Supervisors start “firefighting”.
And by the time the issue is obvious, it’s already impacting output, labor efficiency, and delivery performance.
This is the reality of production bottlenecks.
The question isn’t whether your operation has one.
It’s whether you’ve identified it — and addressed it — before peak demand exposes it.
What Is a Production Bottleneck?
A production bottleneck is the point in your process that limits overall output.
It doesn’t matter how efficient the rest of your operation is.
If one stage runs slower than the rest, everything upstream adjusts to match it.
That’s the ceiling of your production capacity.

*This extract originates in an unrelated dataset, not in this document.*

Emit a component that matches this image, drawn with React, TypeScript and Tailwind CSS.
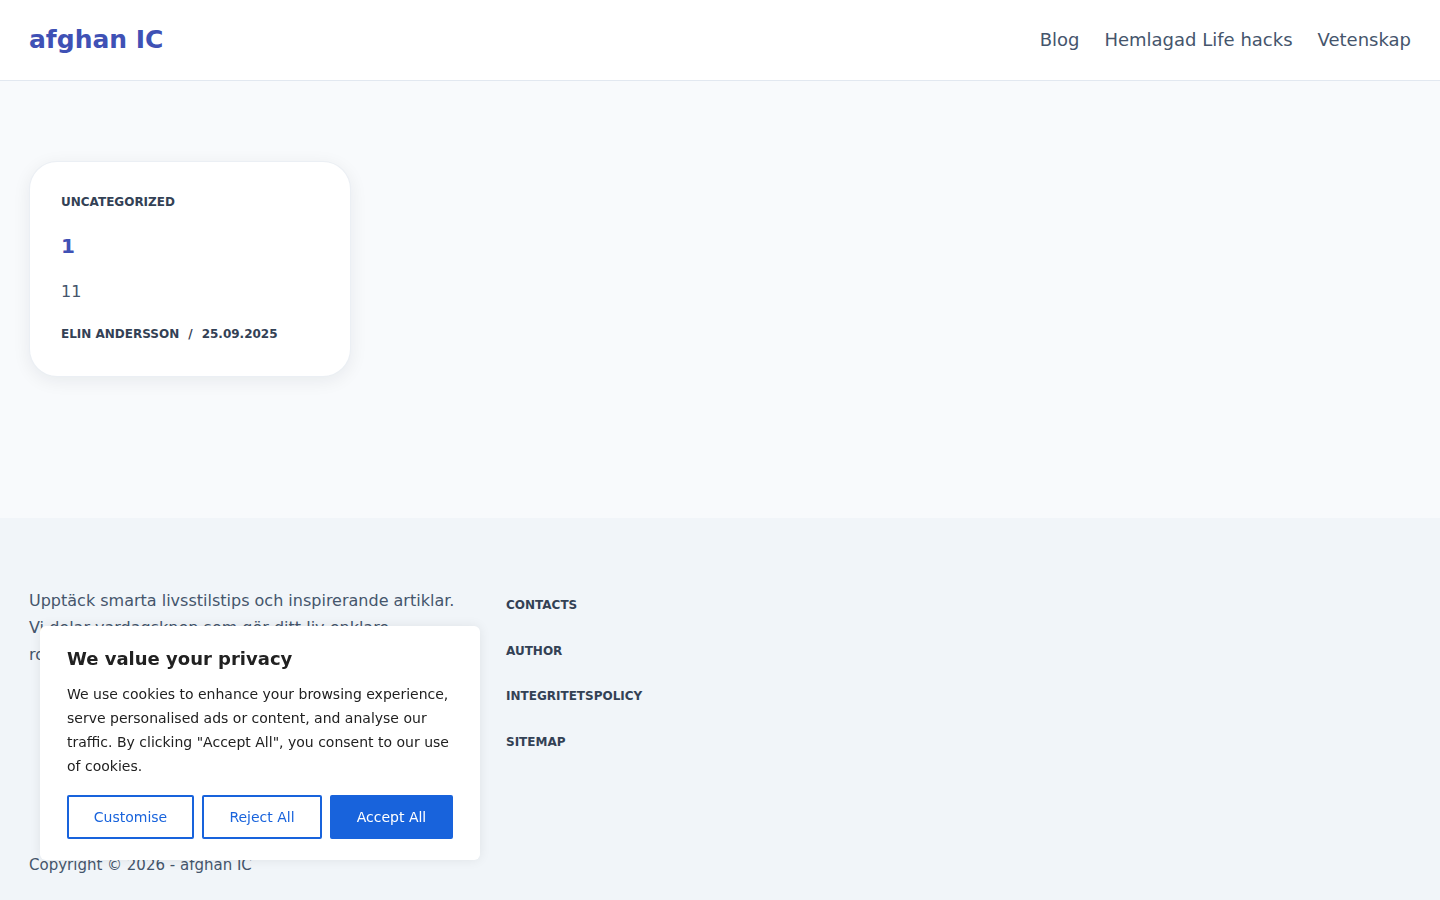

Common signs of a bottleneck include:
Work-in-progress (WIP) building up at one stage
Downstream teams waiting for product
Upstream processes slowing or stopping
Increased overtime to meet demand
Missed production or shipping targets
Bottlenecks aren’t always constant.
They often shift depending on product mix, staffing, and demand.
But during peak periods, they become very clear.
Why Bottlenecks Are Often Misdiagnosed
Many facilities assume their bottleneck is:
Labor availability
Machine speed
Product variability
And sometimes that’s true.
But more often, the real constraint is hidden in plain sight — masked by workarounds, extra labor, or process adjustments.
For example:
Adding labor to “keep up”
Slowing upstream processes to prevent backups
Running overtime instead of addressing flow
These aren’t solutions.
They’re ways of absorbing friction.
The Most Overlooked Bottleneck: End-of-Line Palletizing
In many operations, the bottleneck isn’t where you expect.
Sorting, processing, and packaging often receive the most attention.
But the final stage of the line — palletizing — is frequently the constraint.
Why?
Because it’s often:
Labor-intensive
Physically demanding
Dependent on consistency and pace
Expected to “just work”
When palletizing falls behind:
Product backs up on conveyors
Upstream equipment slows or stops
Labor pressure increases
Throughput becomes inconsistent
The last step quietly dictates the performance of everything before it.
How to Identify Your Bottleneck (Step-by-Step)
1. Follow the Flow — Not the Assumptions
Walk your line during peak production.
Look for where product accumulates or waits.
That’s your first clue.
2. Watch What Happens Under Pressure
Bottlenecks often only appear during:
High-volume runs
Labor shortages
Shift changes
Observe the system when it’s stressed — not when it’s running smoothly.
3. Measure Output by Stage
Track:
Units per minute
Cycle times
Downtime frequency
The slowest consistent stage is your constraint.
4. Look for Workarounds
Where are teams:
Adding extra labor?
Adjusting pace manually?
Constantly stepping in to “fix” flow?
Those are signs of friction — and likely your bottleneck.
5. Ask the Floor
Operators and supervisors usually know.
Ask: “Where does the line struggle to keep up?”
You’ll get a direct answer more often than not.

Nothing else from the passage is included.